## YOUR OBJECTIVE:
Check each line of the material below, and copy it if it holds the string "page".

## DATA SHOWN:
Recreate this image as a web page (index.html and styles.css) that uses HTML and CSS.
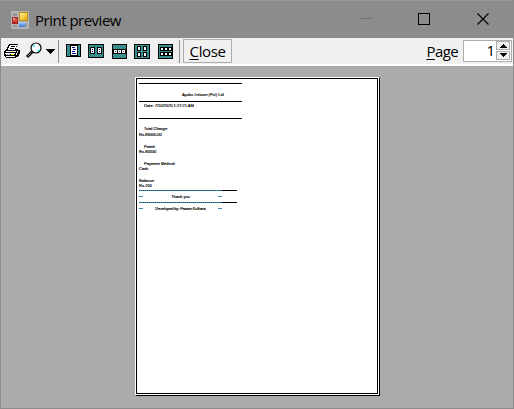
FILE: index.html
```html
<!DOCTYPE html>
<html lang="en">
<head>
<meta charset="utf-8">
<title>Print preview</title>
<link rel="stylesheet" href="styles.css">
</head>
<body>
<div class="window">
  <header class="titlebar">
    <svg class="app-icon" width="18" height="18" viewBox="0 0 18 18">
      <defs>
        <linearGradient id="y" x1="0" y1="0" x2="1" y2="1"><stop offset="0" stop-color="#fff3b0"/><stop offset=".5" stop-color="#f8cf4b"/><stop offset="1" stop-color="#e0a010"/></linearGradient>
        <linearGradient id="b" x1="0" y1="0" x2="0" y2="1"><stop offset="0" stop-color="#a9ccff"/><stop offset="1" stop-color="#3b78e0"/></linearGradient>
      </defs>
      <rect width="18" height="18" rx="1" fill="#b4b4b4"/>
      <path d="M2 2h4v3H2zM2 14h4v2H2zM14 12h2v4h-2z" fill="#989898"/>
      <rect x="8" y="1" width="9" height="9" fill="#c18c12"/><rect x="9" y="2" width="7" height="7" fill="url(#y)"/>
      <rect x="1" y="6" width="6" height="7" fill="#a92424"/><rect x="2" y="7" width="4" height="4" fill="#d94b40"/><path d="M2 7h2v2H2z" fill="#ee9a90"/>
      <rect x="8" y="11" width="6" height="5" fill="url(#b)"/>
    </svg>
    <span class="title">Print preview</span>
    <svg class="controls" width="160" height="38" viewBox="0 0 160 38" shape-rendering="crispEdges">
      <path d="M7 18h12v1H7z" fill="#707070"/>
      <rect x="65.500" y="13.500" width="11" height="11" fill="none" stroke="#000"/>
      <path d="M124.500 13.500l11 11M135.500 13.500l-11 11" stroke="#000" stroke-width="1.100" shape-rendering="auto"/>
    </svg>
  </header>
  <nav class="toolbar">
    <svg class="tools" width="179" height="26" viewBox="1 38 179 26" shape-rendering="crispEdges">
      <defs>
        <pattern id="teal" width="2" height="2" patternUnits="userSpaceOnUse"><rect width="2" height="2" fill="#009090"/><path d="M0 0h1v1H0zM1 1h1v1H1z" fill="#6c8c8c"/></pattern>
      </defs>
      <g transform="translate(4 44)">
        <path d="M5 0h9v1h-1v2h-1v2h2v1h2v4h-1v2h-1v1h-2v1H2v-1H1v-1H0V7h1V6h1V5h1V3h1V1h1z" fill="#000"/>
        <path d="M6 1h7v1h-1v2h-1v2H4V4h1V2h1zM3 7h9v1H2V7zM1 9h10v1H1zM2 12h9v1H2zM13 7h1v1h-1zM12 9h1v2h-1z" fill="#fff"/>
        <path d="M7 2h4v1H7zM6 4h4v1H6z" fill="#000"/>
        <path d="M7 10h3v1H7z" fill="#ff0"/><path d="M2 10h4v1H2zM13 8h1v1h-1z" fill="#c0c0c0"/>
      </g>
      <g shape-rendering="auto">
        <path d="M32.500 51.500l-5.500 5.500" stroke="#000" stroke-width="3"/>
        <path d="M31.500 52.500l-4 4" stroke="#909090" stroke-width="1"/>
        <circle cx="36" cy="48" r="5" fill="#fff" stroke="#000" stroke-width="1.200"/>
        <path d="M33.300 47c.2-1 .7-1.500 1.700-1.700M37.500 51c1 0 1.700-.8 1.800-1.800" fill="none" stroke="#00f0ff" stroke-width="1.300"/>
      </g>
      <path d="M46 49h9v1h-1v1h-1v1h-1v1h-1v1h-1v-1h-1v-1h-1v-1h-1v-1h-1z" fill="#000"/>
      <rect x="58" y="40" width="1" height="23" fill="#8c8c8c"/>
      <rect x="66.500" y="44.500" width="14" height="12" rx="1" fill="url(#teal)" stroke="#000"/>
      <rect x="70.500" y="45.500" width="7" height="10" fill="#fff" stroke="#000"/>
      <path d="M72 47h3v1h-3zM73 49h3v1h-3zM72 51h3v1h-3zM72 53h4v1h-4z" fill="#000090"/>
      <rect x="88.500" y="44.500" width="15" height="13" rx="1" fill="url(#teal)" stroke="#000"/>
      <path d="M90.500 47.500h4v6h-4zM97.500 47.500h4v6h-4z" fill="#fff" stroke="#000"/>
      <path d="M92 49h1v1h-1zM92 51h1v1h-1zM99 49h1v1h-1zM99 51h1v1h-1z" fill="#000090"/>
      <rect x="112.500" y="44.500" width="14" height="14" rx="1" fill="url(#teal)" stroke="#000"/>
      <path d="M113.500 49.500h4v4h-4zM117.500 49.500h4v4h-4zM121.500 49.500h4v4h-4z" fill="#fff" stroke="#000"/>
      <path d="M115 51h1v1h-1zM119 51h1v1h-1zM123 51h1v1h-1z" fill="#606060"/>
      <rect x="134.500" y="44.500" width="15" height="14" rx="1" fill="url(#teal)" stroke="#000"/>
      <path d="M137.500 46.500h3v4h-3zM143.500 46.500h3v4h-3zM137.500 52.500h3v4h-3zM143.500 52.500h3v4h-3z" fill="#fff" stroke="#000"/>
      <rect x="158.500" y="44.500" width="14" height="14" rx="1" fill="url(#teal)" stroke="#000"/>
      <path d="M160.500 47.500h3v3h-3zM164.500 47.500h3v3h-3zM168.500 47.500h3v3h-3zM160.500 52.500h3v3h-3zM164.500 52.500h3v3h-3zM168.500 52.500h3v3h-3z" fill="#fff" stroke="#000"/>
      <rect x="179" y="40" width="1" height="23" fill="#8c8c8c"/>
    </svg>
    <button class="close"><u>C</u>lose</button>
    <label class="page-label"><u>P</u>age</label>
    <div class="spinner"><span class="value">1</span>
      <svg width="15" height="20" viewBox="0 0 15 20" shape-rendering="crispEdges"><path d="M.5.500h13v8H.5zM.5 10.500h13v8H.5z" fill="#f0f0f0" stroke="#acacac"/><path d="M7 3h1v1h1v1h1v1h1v1H4V6h1V5h1V4h1zM4 12h7v1h-1v1H9v1H8v1H7v-1H6v-1H5v-1H4z"/></svg>
    </div>
  </nav>
  <main class="preview">
    <div class="frame">
      <article class="paper">
        <hr class="rule r1">
        <p class="name"><span>Ayubo Leisure (Pvt) Ltd</span></p>
        <hr class="rule r2">
        <p class="indent date"><span>Date: 7/10/2020 1:27:21 AM</span></p>
        <hr class="rule r3">
        <p class="indent total"><span>Total Charge:</span></p>
        <p>Rs.89000.00</p>
        <p class="indent gap">Paied:</p>
        <p>Rs.90000</p>
        <p class="indent gap7">Payment Method:</p>
        <p>Cash</p>
        <p class="gap7">Balance:</p>
        <p>Rs.700</p>
        <div class="dashes d1"></div>
        <p class="footer thanks"><i></i><span>Thank you</span><i></i></p>
        <div class="dashes"></div>
        <p class="footer credit"><i></i><span>Developed by: Pawan Kulhara</span><i></i></p>
      </article>
    </div>
  </main>
</div>
</body>
</html>
```
FILE: styles.css
```css
* { box-sizing: border-box; }
body { margin: 0; font: 15px "Open Sans", sans-serif; color: #000; }
.window { width: 514px; height: 409px; border: 1px solid #8c8c8c; border-top: 0; background: #ababab; display: flex; flex-direction: column; overflow: hidden; }
.titlebar { height: 38px; flex: none; background: #8c8c8c; border-top: 1px solid #999; display: flex; align-items: center; padding-left: 10px; }
.app-icon { margin-top: 1px; }
.title { margin-left: 6px; width: 100px; letter-spacing: -.5px; font-size: 15px; white-space: nowrap; }
.controls { margin-left: auto; width: 160px; margin-top: -1px; }
.toolbar { height: 28px; flex: none; background: #f0f0f0; border-bottom: 2px solid #fff; display: flex; align-items: flex-start; }
.tools { flex: none; }
.close { margin: 1px 0 0 3px; width: 49px; height: 24px; padding: 0; border: 1px solid #acacac; background: #f0f0f0; font: inherit; letter-spacing: -.4px; line-height: 22px; }
u { text-underline-offset: 2px; text-decoration-thickness: 1px; }
.page-label { margin-left: auto; line-height: 26px; letter-spacing: -.6px; }
.spinner { margin: 2px 1px 0 5px; width: 49px; height: 22px; border: 1px solid #acacac; background: #fff; display: flex; }
.value { flex: 1; text-align: right; line-height: 19px; padding-right: 1px; }
.preview { padding: 11px 0 0 134px; }
.frame { width: 245px; height: 319px; background: #fff; border: 1px solid #000; border-left-color: #fff; border-top-color: #fff; padding: 0 1px 1px 0; }
.paper { height: 316px; border: 1px solid #000; padding: 4px 2px; font: 4px/5px "Liberation Sans", sans-serif; background: #fff; -webkit-text-stroke: .15px #000; }
.paper p { margin: 0; height: 5.500px; white-space: nowrap; }
.paper .indent { padding-left: 5px; }
.rule { margin: 0; width: 103px; height: 1px; border: 0; background: #000; }
.paper .name { height: 17px; padding: 8px 0 0 43px; }
.paper .date { height: 16px; padding-top: 1px; }
.paper .total { height: 13px; padding-top: 7px; }
.paper .gap { height: 11.500px; padding-top: 6px; }
.paper .gap7 { height: 11.500px; padding-top: 6px; }
.dashes { width: 98px; height: 1px; background: linear-gradient(90deg, transparent 83px, #000 83px), repeating-linear-gradient(90deg, #105070 0 1px, #4090b0 1px 2px); }
.d1 { margin-top: 1.500px; }
.paper .footer { display: flex; height: 11px; align-items: center; width: 83px; justify-content: space-between; }
.paper .credit { letter-spacing: -.13px; }
.footer i { width: 4px; height: 1px; background: #348aa8; }
```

## RESPONSE:
Recreate this image as a web page (index.html and styles.css) that uses HTML and CSS.
    <label class="page-label"><u>P</u>age</label>
.page-label { margin-left: auto; line-height: 26px; letter-spacing: -.6px; }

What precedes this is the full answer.